## YOUR TASK
Reproduce exactly, with no pictures, each line from the opening of the material down through the line containing "FaCaretDown, FaCheckCircle, FaRegCircle".

[start of DATASET EXCERPT]

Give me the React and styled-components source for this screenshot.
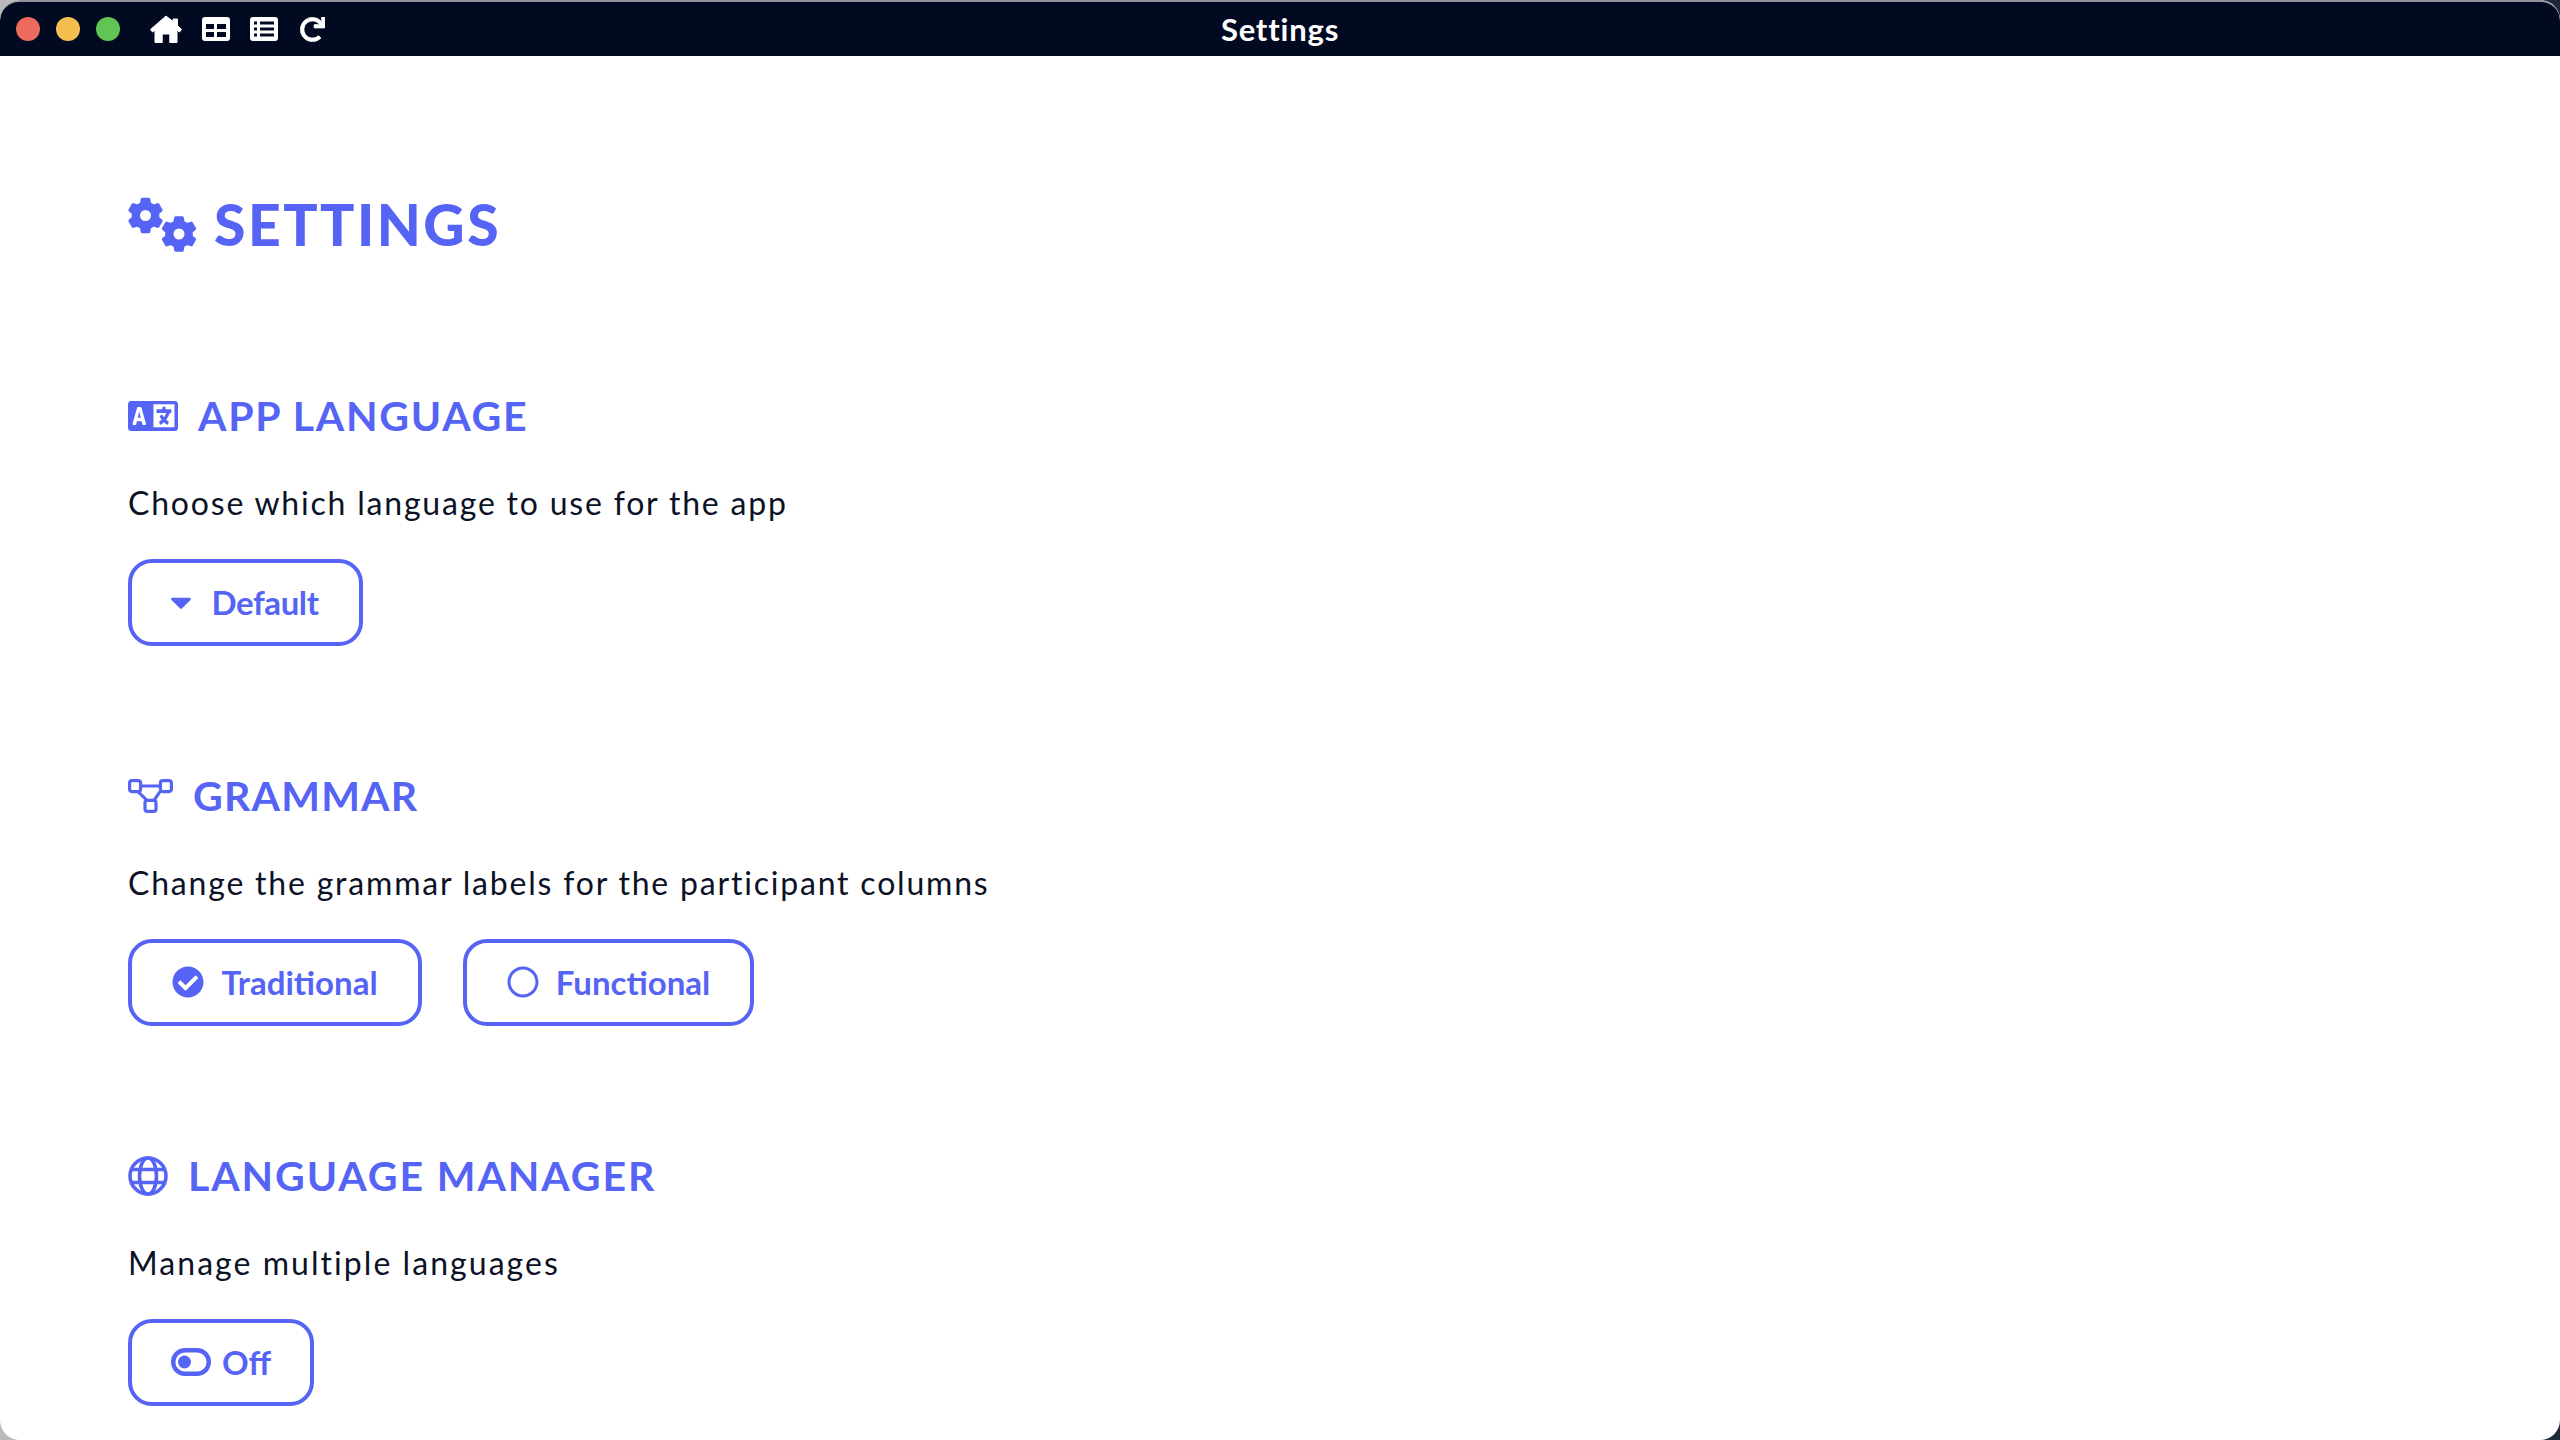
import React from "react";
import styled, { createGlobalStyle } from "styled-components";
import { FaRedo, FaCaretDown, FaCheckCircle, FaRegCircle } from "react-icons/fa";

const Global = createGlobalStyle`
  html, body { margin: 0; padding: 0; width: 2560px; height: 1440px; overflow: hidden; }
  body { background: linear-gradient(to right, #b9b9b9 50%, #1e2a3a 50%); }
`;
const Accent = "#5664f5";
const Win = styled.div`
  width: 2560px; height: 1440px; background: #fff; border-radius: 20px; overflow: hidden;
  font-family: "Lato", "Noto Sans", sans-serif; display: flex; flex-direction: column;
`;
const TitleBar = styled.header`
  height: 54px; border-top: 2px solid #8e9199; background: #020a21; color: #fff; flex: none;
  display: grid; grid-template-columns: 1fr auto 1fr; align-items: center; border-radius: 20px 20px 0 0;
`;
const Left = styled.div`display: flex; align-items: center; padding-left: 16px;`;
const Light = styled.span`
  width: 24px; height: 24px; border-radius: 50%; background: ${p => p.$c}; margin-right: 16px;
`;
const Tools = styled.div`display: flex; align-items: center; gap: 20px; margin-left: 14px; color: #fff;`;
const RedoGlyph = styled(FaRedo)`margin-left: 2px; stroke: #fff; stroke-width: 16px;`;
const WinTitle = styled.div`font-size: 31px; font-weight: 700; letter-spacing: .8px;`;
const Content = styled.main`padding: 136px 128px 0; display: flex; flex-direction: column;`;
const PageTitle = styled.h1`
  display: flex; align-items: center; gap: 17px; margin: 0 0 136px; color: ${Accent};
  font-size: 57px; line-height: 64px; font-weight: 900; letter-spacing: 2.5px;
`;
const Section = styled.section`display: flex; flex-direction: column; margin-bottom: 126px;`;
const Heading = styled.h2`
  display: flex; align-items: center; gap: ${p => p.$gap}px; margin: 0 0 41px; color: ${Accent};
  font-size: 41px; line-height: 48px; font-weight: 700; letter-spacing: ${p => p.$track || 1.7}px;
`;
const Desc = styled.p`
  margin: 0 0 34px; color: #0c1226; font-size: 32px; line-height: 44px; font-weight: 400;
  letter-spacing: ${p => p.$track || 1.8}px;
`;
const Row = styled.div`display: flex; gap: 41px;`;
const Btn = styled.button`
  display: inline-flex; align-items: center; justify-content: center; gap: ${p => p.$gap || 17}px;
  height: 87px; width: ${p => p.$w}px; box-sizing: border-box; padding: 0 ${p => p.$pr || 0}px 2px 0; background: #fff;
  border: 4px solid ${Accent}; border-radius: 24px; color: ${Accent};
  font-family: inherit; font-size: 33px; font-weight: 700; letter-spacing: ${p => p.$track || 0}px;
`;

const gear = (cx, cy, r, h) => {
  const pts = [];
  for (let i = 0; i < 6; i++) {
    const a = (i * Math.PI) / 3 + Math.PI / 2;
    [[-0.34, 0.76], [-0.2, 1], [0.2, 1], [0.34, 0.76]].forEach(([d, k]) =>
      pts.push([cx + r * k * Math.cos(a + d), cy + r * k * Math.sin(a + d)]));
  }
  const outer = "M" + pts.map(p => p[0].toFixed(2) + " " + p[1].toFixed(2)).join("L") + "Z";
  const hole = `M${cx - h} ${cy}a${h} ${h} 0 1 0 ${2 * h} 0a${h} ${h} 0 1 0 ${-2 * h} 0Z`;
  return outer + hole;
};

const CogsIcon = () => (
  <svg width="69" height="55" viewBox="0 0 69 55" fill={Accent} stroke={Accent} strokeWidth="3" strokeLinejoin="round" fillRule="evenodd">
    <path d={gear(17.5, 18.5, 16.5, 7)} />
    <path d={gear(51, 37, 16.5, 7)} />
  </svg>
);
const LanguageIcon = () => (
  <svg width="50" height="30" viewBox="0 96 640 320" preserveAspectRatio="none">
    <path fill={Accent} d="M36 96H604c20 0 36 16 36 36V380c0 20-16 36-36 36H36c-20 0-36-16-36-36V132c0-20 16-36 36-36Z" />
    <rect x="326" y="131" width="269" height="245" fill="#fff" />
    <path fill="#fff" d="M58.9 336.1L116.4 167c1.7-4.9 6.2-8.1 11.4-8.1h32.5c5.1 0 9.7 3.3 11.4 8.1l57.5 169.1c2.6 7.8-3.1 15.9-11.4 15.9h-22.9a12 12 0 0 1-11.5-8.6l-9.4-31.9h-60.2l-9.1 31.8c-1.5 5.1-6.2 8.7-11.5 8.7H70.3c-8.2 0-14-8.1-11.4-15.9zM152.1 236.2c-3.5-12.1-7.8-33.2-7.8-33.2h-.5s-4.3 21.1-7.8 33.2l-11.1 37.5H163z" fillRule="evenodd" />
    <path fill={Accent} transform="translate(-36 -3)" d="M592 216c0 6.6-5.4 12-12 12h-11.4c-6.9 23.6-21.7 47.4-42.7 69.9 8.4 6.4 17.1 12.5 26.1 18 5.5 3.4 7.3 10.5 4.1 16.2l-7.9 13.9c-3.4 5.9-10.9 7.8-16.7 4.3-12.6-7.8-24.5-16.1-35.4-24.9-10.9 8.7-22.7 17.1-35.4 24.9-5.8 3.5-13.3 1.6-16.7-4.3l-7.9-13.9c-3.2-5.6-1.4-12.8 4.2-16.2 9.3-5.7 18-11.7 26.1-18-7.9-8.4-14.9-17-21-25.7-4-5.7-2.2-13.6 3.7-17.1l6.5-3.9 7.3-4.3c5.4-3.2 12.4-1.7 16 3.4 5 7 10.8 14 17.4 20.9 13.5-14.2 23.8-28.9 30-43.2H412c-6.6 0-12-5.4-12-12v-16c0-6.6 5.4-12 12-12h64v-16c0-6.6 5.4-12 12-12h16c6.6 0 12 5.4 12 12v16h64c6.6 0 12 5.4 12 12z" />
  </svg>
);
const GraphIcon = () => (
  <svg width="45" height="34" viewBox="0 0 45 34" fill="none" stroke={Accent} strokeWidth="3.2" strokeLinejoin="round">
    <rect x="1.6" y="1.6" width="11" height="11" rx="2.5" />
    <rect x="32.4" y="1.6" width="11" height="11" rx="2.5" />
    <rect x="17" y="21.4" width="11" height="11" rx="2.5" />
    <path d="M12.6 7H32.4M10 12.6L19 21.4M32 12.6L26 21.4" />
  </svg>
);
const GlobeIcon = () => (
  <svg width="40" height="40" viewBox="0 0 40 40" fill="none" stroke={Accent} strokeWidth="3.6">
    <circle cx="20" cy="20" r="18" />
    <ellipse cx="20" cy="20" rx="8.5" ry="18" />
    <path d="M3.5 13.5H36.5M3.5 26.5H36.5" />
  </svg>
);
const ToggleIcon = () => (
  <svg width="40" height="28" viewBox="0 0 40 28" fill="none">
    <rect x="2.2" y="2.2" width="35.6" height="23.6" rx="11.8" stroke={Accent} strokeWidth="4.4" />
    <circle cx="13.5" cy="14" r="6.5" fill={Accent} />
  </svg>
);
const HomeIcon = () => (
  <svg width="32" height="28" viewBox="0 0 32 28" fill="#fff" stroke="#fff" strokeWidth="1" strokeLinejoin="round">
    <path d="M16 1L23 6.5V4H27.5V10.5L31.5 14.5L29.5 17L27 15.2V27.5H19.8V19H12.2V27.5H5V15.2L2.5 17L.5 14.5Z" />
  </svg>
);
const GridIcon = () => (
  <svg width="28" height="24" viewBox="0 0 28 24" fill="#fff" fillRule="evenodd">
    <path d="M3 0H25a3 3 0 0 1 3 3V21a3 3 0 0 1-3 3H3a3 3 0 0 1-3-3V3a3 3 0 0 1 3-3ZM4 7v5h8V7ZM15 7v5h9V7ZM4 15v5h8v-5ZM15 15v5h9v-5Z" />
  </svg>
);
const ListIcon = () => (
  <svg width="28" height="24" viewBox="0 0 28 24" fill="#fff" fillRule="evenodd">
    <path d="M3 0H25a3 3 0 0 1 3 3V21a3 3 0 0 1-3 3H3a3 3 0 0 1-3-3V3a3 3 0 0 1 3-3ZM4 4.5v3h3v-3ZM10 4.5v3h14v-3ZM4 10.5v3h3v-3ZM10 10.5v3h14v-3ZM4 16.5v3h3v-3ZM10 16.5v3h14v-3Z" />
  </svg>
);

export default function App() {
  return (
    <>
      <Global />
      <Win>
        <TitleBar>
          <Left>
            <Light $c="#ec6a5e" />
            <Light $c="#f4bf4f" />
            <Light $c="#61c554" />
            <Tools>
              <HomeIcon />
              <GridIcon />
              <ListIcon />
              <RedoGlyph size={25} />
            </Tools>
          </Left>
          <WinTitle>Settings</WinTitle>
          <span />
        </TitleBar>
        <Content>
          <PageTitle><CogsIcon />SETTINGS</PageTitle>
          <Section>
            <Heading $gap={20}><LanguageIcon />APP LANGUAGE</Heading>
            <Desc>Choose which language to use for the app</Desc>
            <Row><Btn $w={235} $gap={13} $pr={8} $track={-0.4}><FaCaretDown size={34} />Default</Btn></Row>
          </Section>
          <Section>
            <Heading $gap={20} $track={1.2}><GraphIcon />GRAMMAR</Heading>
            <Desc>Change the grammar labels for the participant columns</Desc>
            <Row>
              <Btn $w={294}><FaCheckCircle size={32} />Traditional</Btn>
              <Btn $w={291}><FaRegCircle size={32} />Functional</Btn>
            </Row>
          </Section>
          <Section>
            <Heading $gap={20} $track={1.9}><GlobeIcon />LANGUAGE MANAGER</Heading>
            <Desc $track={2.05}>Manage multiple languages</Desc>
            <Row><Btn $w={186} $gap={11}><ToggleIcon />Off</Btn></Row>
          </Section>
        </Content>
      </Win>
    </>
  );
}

[end of DATASET EXCERPT]

## THE RESULT
Give me the React and styled-components source for this screenshot.
import React from "react";
import styled, { createGlobalStyle } from "styled-components";
import { FaRedo, FaCaretDown, FaCheckCircle, FaRegCircle } from "react-icons/fa";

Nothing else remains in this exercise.